Conceptual proof: Thinking of $\inf_{y \in Y} d(x,y)$ as the distance from $x$ to $Y$, $\sup_{x \in X} \inf_{y \in Y} d(x,y)$ represents the farthest point of $X$ from $Y$. Thus, $d_1(X,Y)$ gives the greatest distance a point can have from the other set. $d_2(X,Y)$ represents the smallest amount we can increase both sets to include the other. These two should clearly be equal.


Rigorous proof: We first show $d_1 \le d_2$. Take $\epsilon \ge 0$ so that $X \subseteq Y_\epsilon$ and $Y \subseteq X_\epsilon$. We show $d_1(X,Y) \le \epsilon$, and then it will follow $d_1(X,Y) \le d_2(X,Y)$. By symmetry, we show $\sup_{x \in X}\inf_{y \in Y}d(x,y) \le \epsilon$. So it suffices to show $\inf_{y \in Y}d(x,y) \le \epsilon$ for each $x \in X$. But for any $x \in X$, $x \in Y_\epsilon$, so there is some $y \in Y$ for which $d(x,y) \le \epsilon$, as desired.
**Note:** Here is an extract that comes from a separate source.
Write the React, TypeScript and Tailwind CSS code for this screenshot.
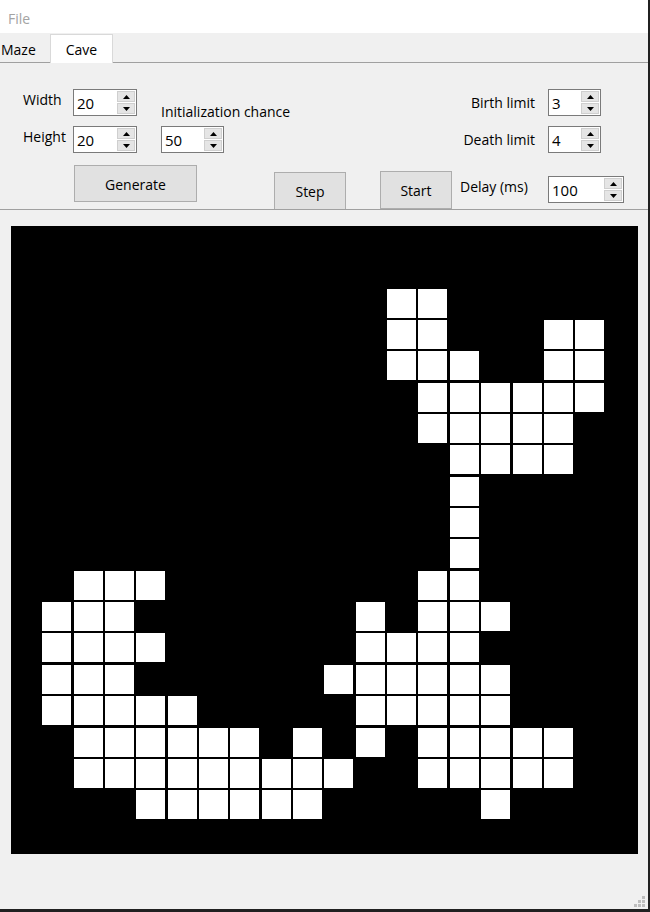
import React from "react";

const ROWS: string[] = [
  "....................",
  "....................",
  "............##......",
  "............##...##.",
  "............###..##.",
  ".............######.",
  ".............#####..",
  "..............####..",
  "..............#.....",
  "..............#.....",
  "..............#.....",
  "..###........##.....",
  ".###.......#.###....",
  ".####......####.....",
  ".###......######....",
  ".#####.....#####....",
  "..######.#.#.#####..",
  "..#########..#####..",
  "....######.....#....",
  "....................",
];

function Arrow({ up }: { up: boolean }) {
  return (
    <svg width="7" height="4" viewBox="0 0 7 4" className="block">
      {up ? <polygon points="3.5,0 7,4 0,4" fill="#000" /> : <polygon points="0,0 7,0 3.5,4" fill="#000" />}
    </svg>
  );
}

function Spin({ value, w }: { value: string; w: string }) {
  return (
    <div className={`flex h-[27px] ${w} items-center border border-[#7a7a7a] bg-white`}>
      <span className="flex-1 pl-[3px] pt-[1px] text-[15px] leading-[20px] text-black">{value}</span>
      <div className="mr-[1px] flex flex-col gap-[1px]">
        <div className="flex h-[11px] w-[18px] items-center justify-center border border-[#cfcfcf] bg-[#e5e5e5]">
          <Arrow up />
        </div>
        <div className="flex h-[11px] w-[18px] items-center justify-center border border-[#cfcfcf] bg-[#e5e5e5]">
          <Arrow up={false} />
        </div>
      </div>
    </div>
  );
}

function Btn({ label, cls }: { label: string; cls: string }) {
  return (
    <div className={`flex items-center justify-center border border-[#adadad] bg-[#e1e1e1] pt-[1px] text-[14px] text-black ${cls}`}>
      {label}
    </div>
  );
}

export default function App() {
  return (
    <div
      className="flex h-[912px] w-[650px] flex-col border-r-2 border-b-[3px] border-[#202020] bg-[#f0f0f0] text-black"
      style={{ fontFamily: '"Open Sans", "Noto Sans", sans-serif' }}
    >
      {/* menu bar */}
      <div className="flex h-[33px] items-center bg-white pl-[8px] pt-[3px] text-[14px] text-[#a3a3a3]">File</div>

      {/* tab strip */}
      <div className="flex h-[30px] items-end border-b border-[#a0a0a0] bg-[#f0f0f0] text-[14px]">
        <div className="flex h-[28px] w-[50px] items-center pl-[1px] pt-[2px]">Maze</div>
        <div className="relative z-10 mb-[-1px] flex h-[29px] w-[63px] items-center justify-center border border-b-0 border-[#d9d9d9] bg-white pt-[1px]">
          Cave
        </div>
      </div>

      {/* controls panel */}
      <div className="flex h-[147px] flex-col overflow-hidden border-b border-[#a0a0a0] text-[14px]">
        <div className="flex pt-[26px]">
          <div className="flex flex-col gap-[10px] pl-[23px]">
            <div className="flex items-start">
              <span className="mt-[1px] w-[50px] leading-[20px]">Width</span>
              <Spin value="20" w="w-[64px]" />
            </div>
            <div className="flex items-start">
              <span className="mt-[1px] w-[50px] leading-[20px]">Height</span>
              <Spin value="20" w="w-[64px]" />
            </div>
          </div>
          <div className="ml-[24px] flex flex-col">
            <span className="mt-[13px] leading-[20px]">Initialization chance</span>
            <div className="mt-[4px]">
              <Spin value="50" w="w-[63px]" />
            </div>
          </div>
          <div className="ml-auto flex flex-col gap-[10px] pr-[47px]">
            <div className="flex items-center justify-end gap-[13px]">
              <span className="leading-[20px]">Birth limit</span>
              <Spin value="3" w="w-[53px]" />
            </div>
            <div className="flex items-center justify-end gap-[13px]">
              <span className="leading-[20px]">Death limit</span>
              <Spin value="4" w="w-[53px]" />
            </div>
          </div>
        </div>
        <div className="mt-[12px] flex items-start">
          <Btn label="Generate" cls="ml-[74px] h-[37px] w-[123px]" />
          <Btn label="Step" cls="ml-[77px] mt-[7px] h-[38px] w-[72px]" />
          <Btn label="Start" cls="ml-[34px] mt-[6px] h-[38px] w-[72px]" />
          <span className="ml-[8px] mt-[12px] w-[88px] leading-[20px]">Delay (ms)</span>
          <div className="mt-[11px]">
            <Spin value="100" w="w-[76px]" />
          </div>
        </div>
      </div>

      {/* canvas */}
      <div className="pl-[11px] pt-[16px]">
        <div className="h-[628px] w-[627px] bg-black">
          <div className="grid grid-cols-[repeat(20,29px)] grid-rows-[repeat(20,29px)] gap-x-[2.35px] gap-y-[2.35px]">
            {ROWS.flatMap((row, r) =>
              row.split("").map((ch, c) => (
                <div key={`${r}-${c}`} className={ch === "#" ? "bg-white" : ""} />
              ))
            )}
          </div>
        </div>
      </div>

      {/* bottom with grip */}
      <div className="flex flex-1 items-end justify-end pb-[2px] pr-[3px]">
        <svg width="11" height="11" viewBox="0 0 11 11" className="block">
          <rect x="8" y="0" width="3" height="3" fill="#bdbdbd" />
          <rect x="4" y="4" width="3" height="3" fill="#bdbdbd" />
          <rect x="8" y="4" width="3" height="3" fill="#bdbdbd" />
          <rect x="0" y="8" width="3" height="3" fill="#bdbdbd" />
          <rect x="4" y="8" width="3" height="3" fill="#bdbdbd" />
          <rect x="8" y="8" width="3" height="3" fill="#bdbdbd" />
        </svg>
      </div>
    </div>
  );
}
Now we show $d_2 \le d_1$. Let $\epsilon = d_1(X,Y)$. It suffices to show $X \subseteq Y_{\epsilon+\alpha}$ and $Y \subseteq X_{\epsilon+\alpha}$ for every $\alpha > 0$ (since then $d_2 \le d_1+\alpha$ for every $\alpha \ge 0$). By symmetry, we just prove the first inclusion. Take $x_0 \in X$. Since $\sup_{x \in X}\inf_{y \in Y} d(x,y) \le d_1(X,Y) = \epsilon$, we see $\inf_{y \in Y} d(x_0,y) \le \epsilon$ and so there is some $y \in Y$ for which $d(x_0,y) \le \epsilon+\alpha$ (this is why we needed the $\alpha$: just because an $\inf$ is $\le \epsilon$, doesn't mean there is some element with distance $\le \epsilon$). Therefore, $x \in Y_{\epsilon+\alpha}$, as desired.